====== Extracted records

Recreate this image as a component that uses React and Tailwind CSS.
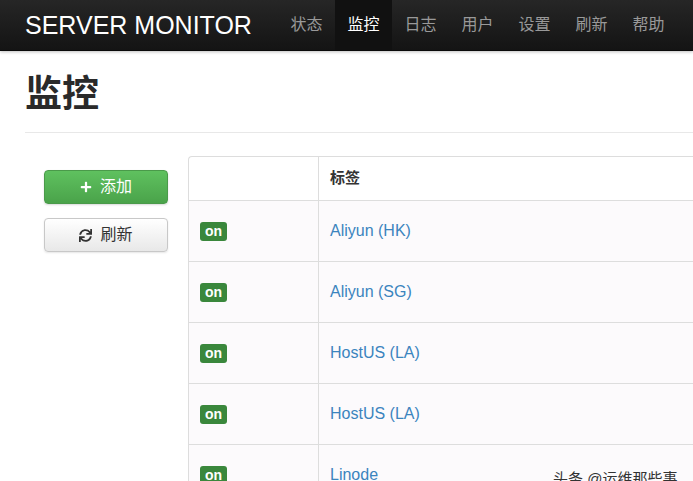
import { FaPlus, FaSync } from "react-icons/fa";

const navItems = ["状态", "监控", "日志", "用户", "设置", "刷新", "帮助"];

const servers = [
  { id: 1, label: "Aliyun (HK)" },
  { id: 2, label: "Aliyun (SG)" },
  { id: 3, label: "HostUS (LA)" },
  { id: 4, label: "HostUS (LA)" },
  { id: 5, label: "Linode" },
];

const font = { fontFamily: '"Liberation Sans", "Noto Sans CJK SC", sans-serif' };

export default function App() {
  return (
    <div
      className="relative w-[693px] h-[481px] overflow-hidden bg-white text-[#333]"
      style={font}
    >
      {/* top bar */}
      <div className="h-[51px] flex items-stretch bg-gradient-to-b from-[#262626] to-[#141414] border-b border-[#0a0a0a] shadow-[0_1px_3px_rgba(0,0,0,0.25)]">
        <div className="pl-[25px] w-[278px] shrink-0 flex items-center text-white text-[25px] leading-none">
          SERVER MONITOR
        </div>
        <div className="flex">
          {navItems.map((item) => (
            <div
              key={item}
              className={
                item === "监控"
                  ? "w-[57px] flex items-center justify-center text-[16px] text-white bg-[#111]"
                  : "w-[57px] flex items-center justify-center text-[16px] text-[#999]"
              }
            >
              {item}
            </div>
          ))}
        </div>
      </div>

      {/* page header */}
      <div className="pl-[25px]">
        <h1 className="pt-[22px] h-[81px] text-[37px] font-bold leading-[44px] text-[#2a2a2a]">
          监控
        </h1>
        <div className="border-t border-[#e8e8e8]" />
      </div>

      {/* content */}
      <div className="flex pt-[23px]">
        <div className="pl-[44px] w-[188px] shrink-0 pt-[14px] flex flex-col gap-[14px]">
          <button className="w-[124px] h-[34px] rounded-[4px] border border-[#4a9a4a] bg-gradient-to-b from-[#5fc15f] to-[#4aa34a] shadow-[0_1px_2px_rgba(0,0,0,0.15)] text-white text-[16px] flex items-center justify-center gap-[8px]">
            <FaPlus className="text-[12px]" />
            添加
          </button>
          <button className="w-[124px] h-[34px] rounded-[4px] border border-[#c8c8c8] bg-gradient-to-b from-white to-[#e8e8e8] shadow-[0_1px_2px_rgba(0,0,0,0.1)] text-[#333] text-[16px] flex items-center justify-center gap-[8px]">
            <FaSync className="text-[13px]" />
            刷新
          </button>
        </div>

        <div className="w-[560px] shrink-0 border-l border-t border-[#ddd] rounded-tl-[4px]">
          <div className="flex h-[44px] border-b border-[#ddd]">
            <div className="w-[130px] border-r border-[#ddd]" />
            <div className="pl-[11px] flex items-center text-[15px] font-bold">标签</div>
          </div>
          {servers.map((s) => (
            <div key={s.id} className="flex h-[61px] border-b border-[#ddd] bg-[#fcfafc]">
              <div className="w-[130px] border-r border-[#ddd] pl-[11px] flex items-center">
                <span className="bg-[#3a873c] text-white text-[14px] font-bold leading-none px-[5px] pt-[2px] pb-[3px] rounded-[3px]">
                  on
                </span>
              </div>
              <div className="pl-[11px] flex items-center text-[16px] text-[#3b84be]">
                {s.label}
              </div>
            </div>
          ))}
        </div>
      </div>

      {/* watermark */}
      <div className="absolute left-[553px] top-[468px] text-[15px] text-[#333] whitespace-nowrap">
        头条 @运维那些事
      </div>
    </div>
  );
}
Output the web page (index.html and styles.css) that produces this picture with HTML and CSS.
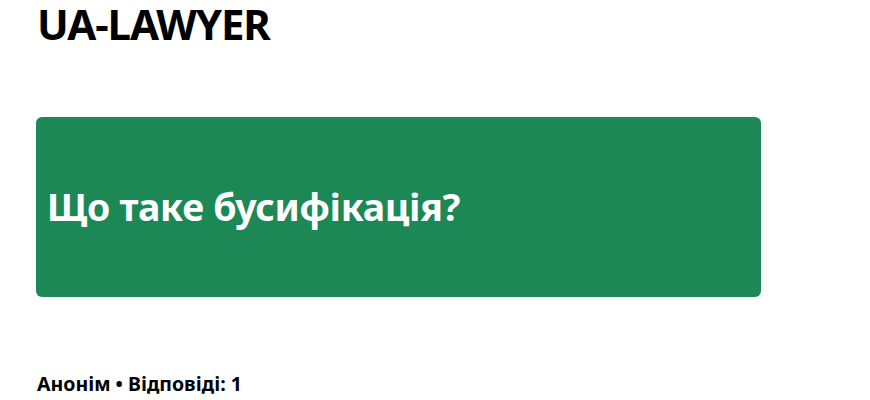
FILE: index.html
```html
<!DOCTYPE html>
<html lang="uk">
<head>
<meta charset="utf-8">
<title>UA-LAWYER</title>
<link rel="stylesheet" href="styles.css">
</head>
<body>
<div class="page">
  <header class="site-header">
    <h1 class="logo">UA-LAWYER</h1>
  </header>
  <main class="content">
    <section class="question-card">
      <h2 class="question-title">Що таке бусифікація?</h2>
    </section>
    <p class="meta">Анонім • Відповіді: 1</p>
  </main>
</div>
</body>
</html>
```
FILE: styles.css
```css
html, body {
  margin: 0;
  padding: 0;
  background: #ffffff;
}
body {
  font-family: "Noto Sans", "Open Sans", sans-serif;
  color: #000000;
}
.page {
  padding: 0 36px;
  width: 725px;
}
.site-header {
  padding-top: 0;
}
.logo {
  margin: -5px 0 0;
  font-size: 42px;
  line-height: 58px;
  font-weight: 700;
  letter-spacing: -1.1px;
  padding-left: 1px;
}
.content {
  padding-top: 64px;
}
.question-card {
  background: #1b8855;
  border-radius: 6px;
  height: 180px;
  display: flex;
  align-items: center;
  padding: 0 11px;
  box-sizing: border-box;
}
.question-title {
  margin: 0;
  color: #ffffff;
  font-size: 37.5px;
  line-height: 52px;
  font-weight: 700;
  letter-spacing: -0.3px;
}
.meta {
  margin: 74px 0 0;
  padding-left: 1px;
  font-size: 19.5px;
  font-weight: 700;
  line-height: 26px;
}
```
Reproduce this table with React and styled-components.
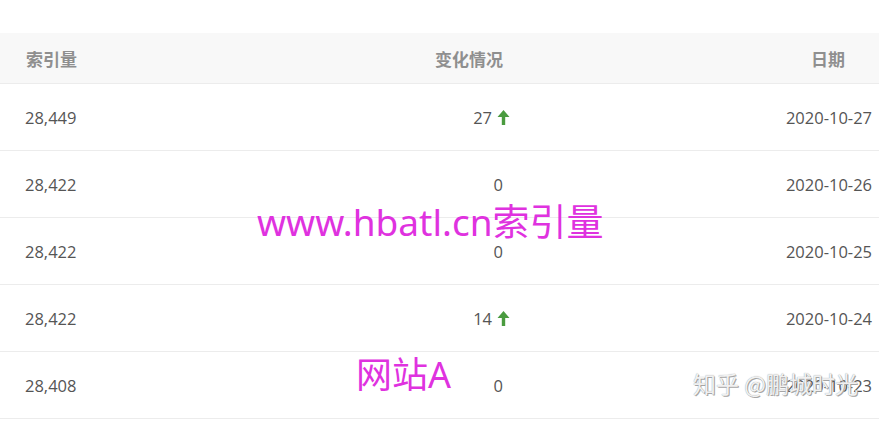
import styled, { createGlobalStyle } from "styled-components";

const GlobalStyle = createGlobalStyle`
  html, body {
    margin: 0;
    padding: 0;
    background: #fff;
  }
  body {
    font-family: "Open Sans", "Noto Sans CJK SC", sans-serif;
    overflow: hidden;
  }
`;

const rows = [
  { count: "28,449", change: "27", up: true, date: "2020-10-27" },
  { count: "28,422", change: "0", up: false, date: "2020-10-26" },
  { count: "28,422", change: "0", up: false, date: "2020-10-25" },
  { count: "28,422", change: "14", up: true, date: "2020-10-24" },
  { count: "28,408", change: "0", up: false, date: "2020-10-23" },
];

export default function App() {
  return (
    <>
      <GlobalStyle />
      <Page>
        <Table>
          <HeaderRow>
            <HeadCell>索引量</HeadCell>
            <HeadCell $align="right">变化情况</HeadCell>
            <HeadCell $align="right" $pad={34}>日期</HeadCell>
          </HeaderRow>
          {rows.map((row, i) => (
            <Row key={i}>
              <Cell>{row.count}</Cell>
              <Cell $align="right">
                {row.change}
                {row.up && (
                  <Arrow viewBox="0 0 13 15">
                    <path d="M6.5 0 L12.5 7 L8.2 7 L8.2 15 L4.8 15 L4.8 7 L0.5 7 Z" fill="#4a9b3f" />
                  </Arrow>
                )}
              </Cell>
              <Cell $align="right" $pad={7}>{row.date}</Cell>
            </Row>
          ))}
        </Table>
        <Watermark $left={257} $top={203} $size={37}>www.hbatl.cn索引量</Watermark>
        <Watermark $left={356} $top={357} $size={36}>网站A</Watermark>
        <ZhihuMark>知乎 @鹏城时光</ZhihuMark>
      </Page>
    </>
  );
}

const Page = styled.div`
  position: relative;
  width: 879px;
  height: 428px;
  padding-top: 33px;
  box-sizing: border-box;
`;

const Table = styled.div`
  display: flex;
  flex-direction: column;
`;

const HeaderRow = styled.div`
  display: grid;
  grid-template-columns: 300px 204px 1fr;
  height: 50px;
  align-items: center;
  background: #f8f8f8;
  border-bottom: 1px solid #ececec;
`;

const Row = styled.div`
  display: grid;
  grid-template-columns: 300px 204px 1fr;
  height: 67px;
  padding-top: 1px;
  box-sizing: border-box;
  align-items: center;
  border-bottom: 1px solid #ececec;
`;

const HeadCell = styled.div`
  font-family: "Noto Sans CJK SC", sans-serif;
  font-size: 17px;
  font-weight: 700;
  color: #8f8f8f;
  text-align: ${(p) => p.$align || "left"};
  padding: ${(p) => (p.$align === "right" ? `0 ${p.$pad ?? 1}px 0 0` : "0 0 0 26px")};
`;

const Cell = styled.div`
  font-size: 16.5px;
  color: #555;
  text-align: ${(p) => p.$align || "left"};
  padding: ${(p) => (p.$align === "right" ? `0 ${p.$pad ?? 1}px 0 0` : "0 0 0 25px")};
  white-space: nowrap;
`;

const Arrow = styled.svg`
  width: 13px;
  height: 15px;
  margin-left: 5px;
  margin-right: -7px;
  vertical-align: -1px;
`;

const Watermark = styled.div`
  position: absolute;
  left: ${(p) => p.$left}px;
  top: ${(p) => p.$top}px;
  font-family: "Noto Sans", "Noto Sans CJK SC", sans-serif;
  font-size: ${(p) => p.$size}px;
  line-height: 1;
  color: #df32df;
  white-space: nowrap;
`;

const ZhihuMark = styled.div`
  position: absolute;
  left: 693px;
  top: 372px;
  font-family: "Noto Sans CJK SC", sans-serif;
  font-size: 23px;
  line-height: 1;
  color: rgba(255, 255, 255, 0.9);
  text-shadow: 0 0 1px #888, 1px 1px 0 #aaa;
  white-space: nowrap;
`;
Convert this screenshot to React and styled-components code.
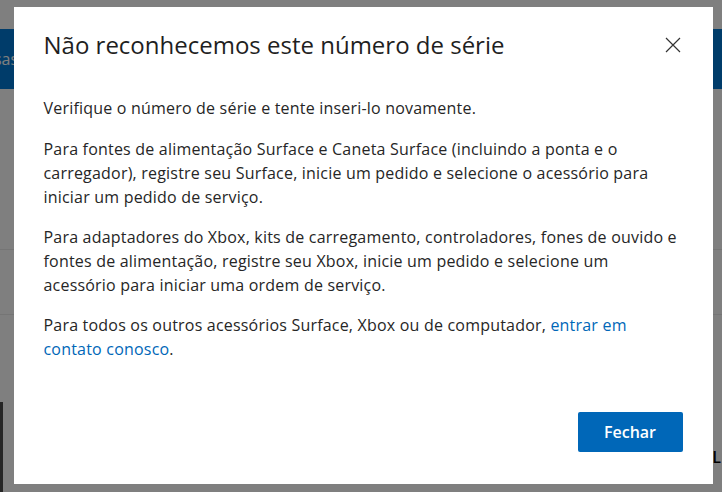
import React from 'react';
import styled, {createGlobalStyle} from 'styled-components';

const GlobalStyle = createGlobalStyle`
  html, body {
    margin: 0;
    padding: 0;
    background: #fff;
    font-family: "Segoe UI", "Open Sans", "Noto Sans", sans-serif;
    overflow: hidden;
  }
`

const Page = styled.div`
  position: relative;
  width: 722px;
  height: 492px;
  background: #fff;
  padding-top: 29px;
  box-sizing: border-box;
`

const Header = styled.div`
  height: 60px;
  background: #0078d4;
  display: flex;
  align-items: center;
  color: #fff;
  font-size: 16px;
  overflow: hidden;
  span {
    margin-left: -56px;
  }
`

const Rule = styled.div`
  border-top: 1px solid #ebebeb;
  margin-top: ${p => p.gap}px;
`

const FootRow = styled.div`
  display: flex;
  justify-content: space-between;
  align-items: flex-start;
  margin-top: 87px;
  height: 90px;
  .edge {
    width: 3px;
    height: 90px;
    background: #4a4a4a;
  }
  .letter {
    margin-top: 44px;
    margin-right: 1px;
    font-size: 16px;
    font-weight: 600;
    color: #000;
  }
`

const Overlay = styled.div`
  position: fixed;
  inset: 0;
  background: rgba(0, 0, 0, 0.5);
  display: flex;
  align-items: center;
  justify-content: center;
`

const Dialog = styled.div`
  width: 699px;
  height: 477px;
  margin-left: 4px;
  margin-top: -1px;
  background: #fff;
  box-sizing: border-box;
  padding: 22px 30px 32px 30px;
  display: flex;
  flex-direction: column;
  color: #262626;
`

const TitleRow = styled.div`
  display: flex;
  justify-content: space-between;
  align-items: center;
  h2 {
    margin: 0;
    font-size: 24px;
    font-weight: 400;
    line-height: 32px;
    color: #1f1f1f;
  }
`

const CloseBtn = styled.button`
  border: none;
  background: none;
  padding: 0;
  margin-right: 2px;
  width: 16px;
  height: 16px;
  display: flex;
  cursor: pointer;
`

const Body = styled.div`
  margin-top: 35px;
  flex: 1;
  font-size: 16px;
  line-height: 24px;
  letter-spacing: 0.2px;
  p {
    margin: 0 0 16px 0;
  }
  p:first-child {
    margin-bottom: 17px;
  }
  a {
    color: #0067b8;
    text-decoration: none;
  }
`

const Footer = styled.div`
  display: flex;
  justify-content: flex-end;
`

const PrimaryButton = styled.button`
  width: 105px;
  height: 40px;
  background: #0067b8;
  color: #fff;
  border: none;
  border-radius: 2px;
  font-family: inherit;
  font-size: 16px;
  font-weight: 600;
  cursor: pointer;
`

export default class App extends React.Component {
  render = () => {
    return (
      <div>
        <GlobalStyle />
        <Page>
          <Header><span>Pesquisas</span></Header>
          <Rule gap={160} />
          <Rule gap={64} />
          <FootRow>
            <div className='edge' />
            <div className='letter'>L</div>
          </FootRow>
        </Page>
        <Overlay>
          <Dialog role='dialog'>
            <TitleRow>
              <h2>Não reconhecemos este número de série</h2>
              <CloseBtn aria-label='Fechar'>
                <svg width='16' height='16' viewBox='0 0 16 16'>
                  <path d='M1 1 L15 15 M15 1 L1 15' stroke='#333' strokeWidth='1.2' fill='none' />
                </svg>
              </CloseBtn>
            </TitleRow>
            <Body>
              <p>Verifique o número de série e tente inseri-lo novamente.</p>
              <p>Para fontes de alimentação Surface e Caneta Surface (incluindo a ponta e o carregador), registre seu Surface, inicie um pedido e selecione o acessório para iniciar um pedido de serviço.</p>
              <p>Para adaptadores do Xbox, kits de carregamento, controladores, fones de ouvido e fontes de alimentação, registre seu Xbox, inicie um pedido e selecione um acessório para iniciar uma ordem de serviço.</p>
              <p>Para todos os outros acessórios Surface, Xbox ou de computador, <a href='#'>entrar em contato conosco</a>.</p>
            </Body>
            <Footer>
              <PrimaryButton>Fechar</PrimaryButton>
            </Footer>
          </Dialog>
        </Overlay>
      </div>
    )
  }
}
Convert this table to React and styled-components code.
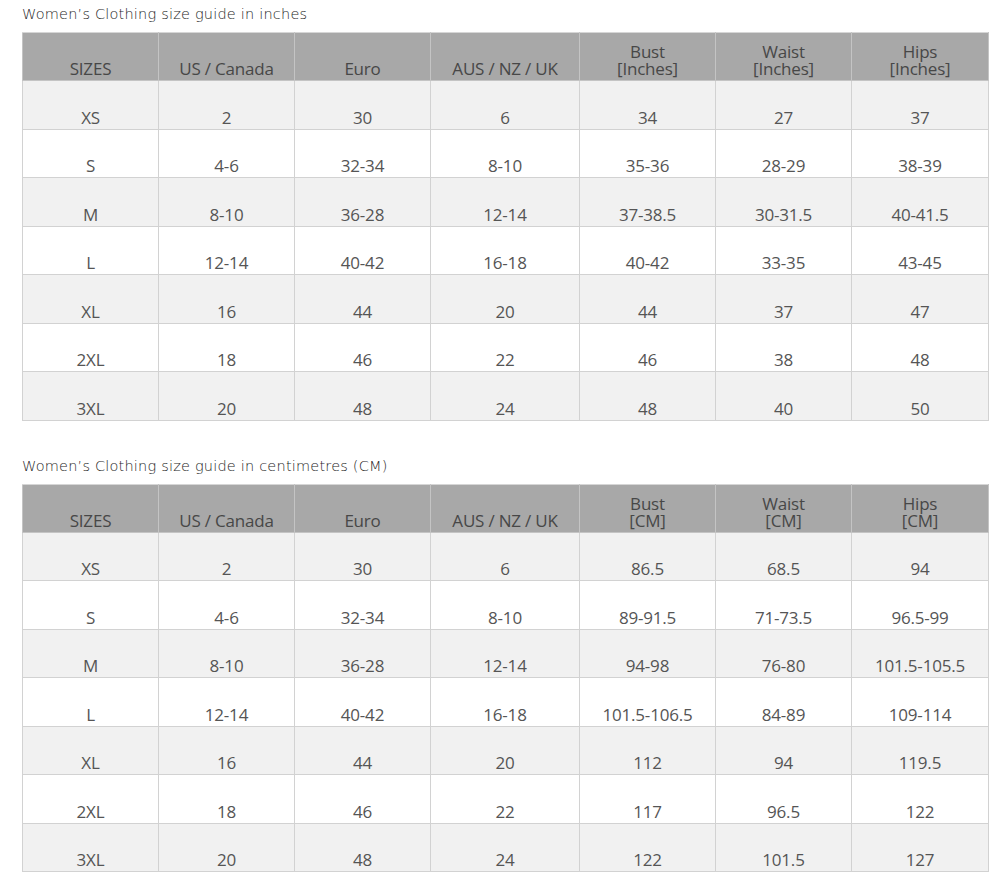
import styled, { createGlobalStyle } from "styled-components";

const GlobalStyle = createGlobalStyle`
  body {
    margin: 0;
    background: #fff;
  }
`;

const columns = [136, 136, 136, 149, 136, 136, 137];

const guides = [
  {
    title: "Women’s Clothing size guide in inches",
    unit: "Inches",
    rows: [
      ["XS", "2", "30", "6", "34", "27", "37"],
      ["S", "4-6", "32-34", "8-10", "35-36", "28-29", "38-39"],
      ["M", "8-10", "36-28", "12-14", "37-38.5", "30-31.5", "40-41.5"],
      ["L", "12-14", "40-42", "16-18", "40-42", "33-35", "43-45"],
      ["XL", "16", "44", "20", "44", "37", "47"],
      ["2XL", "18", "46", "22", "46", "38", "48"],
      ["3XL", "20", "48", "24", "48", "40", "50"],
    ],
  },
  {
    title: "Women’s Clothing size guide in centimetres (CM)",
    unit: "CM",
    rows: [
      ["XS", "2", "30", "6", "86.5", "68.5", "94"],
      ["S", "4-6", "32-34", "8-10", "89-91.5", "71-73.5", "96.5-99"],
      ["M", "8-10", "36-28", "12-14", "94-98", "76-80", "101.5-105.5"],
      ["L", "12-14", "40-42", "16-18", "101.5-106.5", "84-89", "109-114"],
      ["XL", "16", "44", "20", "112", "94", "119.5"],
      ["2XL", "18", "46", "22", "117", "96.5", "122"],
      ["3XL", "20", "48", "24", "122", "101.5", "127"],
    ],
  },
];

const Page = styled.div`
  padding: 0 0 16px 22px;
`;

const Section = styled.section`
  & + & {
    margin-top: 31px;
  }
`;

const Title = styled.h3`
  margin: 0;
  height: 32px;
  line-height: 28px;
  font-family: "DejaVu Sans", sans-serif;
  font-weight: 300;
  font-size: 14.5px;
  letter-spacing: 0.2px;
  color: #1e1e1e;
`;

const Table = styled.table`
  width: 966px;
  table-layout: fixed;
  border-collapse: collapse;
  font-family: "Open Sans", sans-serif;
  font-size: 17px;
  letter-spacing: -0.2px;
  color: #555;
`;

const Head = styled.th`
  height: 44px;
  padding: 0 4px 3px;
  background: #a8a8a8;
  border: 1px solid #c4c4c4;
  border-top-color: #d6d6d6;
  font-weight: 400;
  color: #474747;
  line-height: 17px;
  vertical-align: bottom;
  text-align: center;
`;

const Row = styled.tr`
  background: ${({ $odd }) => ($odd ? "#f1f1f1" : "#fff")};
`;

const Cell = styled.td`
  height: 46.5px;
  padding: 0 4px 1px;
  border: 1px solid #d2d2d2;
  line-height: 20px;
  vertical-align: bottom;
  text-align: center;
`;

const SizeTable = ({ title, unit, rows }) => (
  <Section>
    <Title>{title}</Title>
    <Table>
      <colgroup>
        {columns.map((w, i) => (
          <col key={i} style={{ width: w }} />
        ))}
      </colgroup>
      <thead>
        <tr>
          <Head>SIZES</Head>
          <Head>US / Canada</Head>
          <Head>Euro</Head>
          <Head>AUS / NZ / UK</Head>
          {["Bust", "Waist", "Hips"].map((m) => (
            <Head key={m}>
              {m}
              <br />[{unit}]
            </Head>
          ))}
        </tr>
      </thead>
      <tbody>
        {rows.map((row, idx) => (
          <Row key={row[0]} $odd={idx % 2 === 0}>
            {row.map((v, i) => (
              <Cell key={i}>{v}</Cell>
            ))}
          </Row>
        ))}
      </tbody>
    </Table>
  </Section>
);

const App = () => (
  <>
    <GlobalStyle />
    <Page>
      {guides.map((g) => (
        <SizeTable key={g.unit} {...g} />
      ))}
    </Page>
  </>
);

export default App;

============

> [Exercise brief]
Give again the lines from "Convert this table" to "const columns = [136, 136, 136, 149, 136, 136, 137];" exactly, both of those lines included, and do not include any pictures.

> [Response to the task]
Convert this table to React and styled-components code.
import styled, { createGlobalStyle } from "styled-components";

const GlobalStyle = createGlobalStyle`
  body {
    margin: 0;
    background: #fff;
  }
`;

const columns = [136, 136, 136, 149, 136, 136, 137];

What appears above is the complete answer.